* [Exercise instructions]:
How many of the lines contain the string "this"? Give the number, with no other words.

(Stored items from a collection)
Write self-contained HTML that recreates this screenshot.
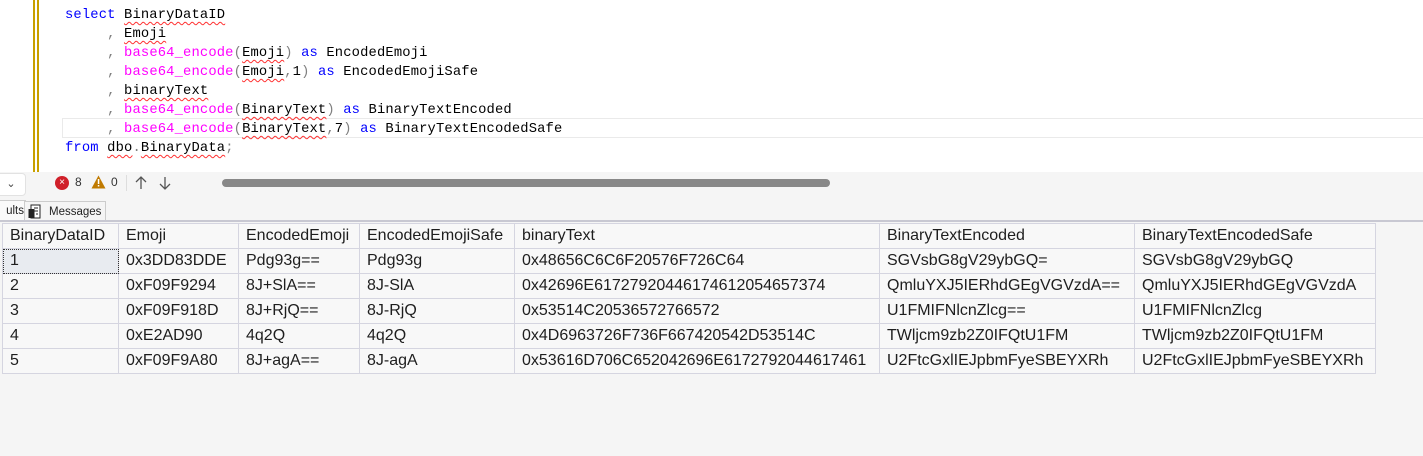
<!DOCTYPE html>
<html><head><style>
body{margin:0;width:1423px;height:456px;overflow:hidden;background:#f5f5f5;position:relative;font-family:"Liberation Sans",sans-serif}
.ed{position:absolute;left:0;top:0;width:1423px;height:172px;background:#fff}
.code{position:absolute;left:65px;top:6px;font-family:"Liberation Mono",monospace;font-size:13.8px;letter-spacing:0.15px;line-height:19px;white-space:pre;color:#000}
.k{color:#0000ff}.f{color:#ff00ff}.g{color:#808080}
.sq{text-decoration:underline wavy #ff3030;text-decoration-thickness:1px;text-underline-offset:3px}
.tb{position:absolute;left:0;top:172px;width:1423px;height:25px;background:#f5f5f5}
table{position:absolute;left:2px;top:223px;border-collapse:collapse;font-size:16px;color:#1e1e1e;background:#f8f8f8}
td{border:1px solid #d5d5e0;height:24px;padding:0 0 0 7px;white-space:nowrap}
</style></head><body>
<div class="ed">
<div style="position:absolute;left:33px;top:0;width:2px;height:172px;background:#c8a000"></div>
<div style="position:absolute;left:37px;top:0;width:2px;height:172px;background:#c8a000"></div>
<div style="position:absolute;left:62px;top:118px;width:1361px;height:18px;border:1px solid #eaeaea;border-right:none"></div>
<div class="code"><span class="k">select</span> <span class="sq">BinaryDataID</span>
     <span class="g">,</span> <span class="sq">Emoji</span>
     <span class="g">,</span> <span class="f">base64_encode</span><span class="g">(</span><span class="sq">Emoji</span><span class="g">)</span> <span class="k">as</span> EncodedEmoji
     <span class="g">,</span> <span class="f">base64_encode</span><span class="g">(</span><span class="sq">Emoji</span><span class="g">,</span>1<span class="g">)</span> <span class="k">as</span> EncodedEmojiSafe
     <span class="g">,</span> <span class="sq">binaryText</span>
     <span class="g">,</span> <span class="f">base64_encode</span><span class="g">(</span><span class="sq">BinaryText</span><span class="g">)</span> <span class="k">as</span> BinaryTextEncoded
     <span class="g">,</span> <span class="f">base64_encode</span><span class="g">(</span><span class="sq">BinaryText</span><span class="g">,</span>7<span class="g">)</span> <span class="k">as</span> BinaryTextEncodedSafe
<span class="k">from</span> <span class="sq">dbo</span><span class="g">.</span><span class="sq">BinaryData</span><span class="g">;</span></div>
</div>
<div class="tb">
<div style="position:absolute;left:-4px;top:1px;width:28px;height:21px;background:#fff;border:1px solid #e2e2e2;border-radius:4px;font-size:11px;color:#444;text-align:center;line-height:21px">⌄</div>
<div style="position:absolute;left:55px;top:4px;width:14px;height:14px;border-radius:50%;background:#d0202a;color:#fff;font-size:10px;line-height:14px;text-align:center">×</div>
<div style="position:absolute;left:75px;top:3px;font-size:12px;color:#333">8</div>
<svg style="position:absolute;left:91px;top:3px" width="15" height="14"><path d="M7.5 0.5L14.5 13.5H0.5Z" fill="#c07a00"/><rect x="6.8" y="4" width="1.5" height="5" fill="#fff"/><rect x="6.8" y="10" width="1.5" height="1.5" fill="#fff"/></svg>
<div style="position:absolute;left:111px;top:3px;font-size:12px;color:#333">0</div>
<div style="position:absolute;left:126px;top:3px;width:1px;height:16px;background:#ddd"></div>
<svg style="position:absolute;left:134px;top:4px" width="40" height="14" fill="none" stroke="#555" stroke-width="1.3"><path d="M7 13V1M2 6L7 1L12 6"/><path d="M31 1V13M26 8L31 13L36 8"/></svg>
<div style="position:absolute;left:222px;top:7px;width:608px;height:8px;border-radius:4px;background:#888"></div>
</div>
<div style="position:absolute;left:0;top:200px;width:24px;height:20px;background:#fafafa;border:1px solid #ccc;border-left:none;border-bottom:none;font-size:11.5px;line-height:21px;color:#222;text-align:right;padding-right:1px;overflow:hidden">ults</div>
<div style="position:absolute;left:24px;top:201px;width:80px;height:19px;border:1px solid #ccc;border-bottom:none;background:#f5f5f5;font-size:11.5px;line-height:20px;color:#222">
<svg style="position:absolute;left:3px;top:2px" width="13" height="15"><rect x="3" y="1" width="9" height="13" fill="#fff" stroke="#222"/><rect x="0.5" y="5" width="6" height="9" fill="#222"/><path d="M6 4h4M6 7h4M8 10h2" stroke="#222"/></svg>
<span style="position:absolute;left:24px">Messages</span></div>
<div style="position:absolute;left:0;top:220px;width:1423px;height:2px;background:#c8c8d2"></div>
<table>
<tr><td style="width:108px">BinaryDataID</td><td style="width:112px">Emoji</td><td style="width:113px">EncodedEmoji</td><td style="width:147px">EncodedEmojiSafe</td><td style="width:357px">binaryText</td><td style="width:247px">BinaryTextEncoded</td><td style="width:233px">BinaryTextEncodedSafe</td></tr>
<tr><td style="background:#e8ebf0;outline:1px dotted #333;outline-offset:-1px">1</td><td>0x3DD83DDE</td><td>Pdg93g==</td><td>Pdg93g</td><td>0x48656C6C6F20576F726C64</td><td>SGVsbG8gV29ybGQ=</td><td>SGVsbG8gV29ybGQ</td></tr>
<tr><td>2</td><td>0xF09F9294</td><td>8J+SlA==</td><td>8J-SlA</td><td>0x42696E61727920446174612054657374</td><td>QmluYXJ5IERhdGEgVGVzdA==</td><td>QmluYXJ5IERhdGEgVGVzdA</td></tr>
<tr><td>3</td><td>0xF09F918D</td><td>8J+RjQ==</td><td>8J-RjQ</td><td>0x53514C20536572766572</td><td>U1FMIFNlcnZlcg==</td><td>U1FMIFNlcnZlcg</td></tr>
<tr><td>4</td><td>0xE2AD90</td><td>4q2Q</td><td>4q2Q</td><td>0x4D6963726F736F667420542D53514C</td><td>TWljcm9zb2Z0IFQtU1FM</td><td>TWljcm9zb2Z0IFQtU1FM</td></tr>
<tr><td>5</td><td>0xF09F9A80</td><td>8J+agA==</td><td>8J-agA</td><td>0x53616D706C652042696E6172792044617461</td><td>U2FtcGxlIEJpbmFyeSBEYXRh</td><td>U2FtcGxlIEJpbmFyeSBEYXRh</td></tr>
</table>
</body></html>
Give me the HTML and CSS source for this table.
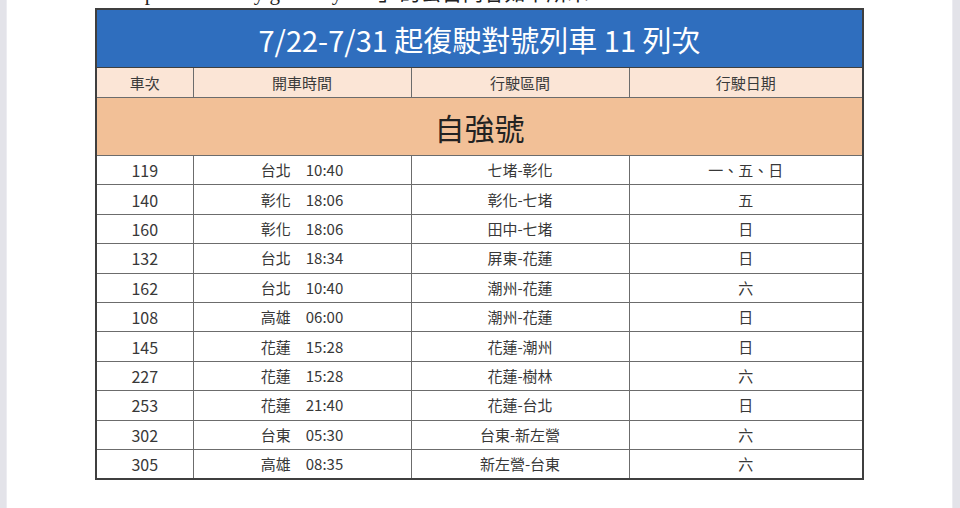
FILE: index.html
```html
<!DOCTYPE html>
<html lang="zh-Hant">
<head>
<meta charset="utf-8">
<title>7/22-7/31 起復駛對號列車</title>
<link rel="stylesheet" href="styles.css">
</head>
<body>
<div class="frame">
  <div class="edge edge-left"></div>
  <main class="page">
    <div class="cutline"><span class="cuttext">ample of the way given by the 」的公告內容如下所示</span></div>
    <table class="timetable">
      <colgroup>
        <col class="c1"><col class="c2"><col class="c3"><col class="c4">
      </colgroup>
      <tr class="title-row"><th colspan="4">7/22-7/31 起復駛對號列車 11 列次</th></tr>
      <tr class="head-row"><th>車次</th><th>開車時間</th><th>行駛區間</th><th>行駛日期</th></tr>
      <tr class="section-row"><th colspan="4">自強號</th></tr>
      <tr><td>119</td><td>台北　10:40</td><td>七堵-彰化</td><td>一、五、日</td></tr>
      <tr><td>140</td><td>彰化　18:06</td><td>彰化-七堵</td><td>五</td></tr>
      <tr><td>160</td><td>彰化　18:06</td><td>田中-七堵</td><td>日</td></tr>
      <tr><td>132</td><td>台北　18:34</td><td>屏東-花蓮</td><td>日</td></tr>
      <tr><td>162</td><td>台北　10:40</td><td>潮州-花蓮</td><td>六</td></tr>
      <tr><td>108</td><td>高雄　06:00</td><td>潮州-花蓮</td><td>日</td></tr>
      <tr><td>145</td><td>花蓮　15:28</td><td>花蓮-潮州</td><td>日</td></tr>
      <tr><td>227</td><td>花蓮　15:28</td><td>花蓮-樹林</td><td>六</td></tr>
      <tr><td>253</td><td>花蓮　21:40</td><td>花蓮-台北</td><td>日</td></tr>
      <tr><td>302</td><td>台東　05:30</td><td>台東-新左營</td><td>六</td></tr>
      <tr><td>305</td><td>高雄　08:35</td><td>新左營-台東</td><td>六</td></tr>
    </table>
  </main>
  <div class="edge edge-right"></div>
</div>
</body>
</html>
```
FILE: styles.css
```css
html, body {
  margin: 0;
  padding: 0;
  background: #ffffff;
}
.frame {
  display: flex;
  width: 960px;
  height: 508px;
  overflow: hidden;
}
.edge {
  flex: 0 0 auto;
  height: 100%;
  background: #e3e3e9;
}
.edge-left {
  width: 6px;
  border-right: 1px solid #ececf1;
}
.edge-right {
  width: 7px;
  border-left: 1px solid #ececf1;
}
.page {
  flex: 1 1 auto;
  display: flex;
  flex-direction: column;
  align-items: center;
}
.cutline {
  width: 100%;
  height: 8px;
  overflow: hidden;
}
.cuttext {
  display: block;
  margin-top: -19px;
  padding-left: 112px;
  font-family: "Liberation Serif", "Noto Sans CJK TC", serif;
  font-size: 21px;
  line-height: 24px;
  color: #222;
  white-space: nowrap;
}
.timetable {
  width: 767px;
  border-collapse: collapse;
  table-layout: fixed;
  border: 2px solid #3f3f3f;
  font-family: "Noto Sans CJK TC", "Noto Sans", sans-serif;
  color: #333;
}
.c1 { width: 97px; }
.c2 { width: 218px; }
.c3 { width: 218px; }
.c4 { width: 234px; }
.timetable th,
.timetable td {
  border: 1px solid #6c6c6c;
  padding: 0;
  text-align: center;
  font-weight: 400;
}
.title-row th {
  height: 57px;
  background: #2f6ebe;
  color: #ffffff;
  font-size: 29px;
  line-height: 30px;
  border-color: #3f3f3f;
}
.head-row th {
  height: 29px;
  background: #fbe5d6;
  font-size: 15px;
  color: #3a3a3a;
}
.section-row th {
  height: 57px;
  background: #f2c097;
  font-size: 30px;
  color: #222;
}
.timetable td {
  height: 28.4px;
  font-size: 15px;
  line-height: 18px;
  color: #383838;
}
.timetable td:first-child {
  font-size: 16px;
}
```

* [Finished answer]:
2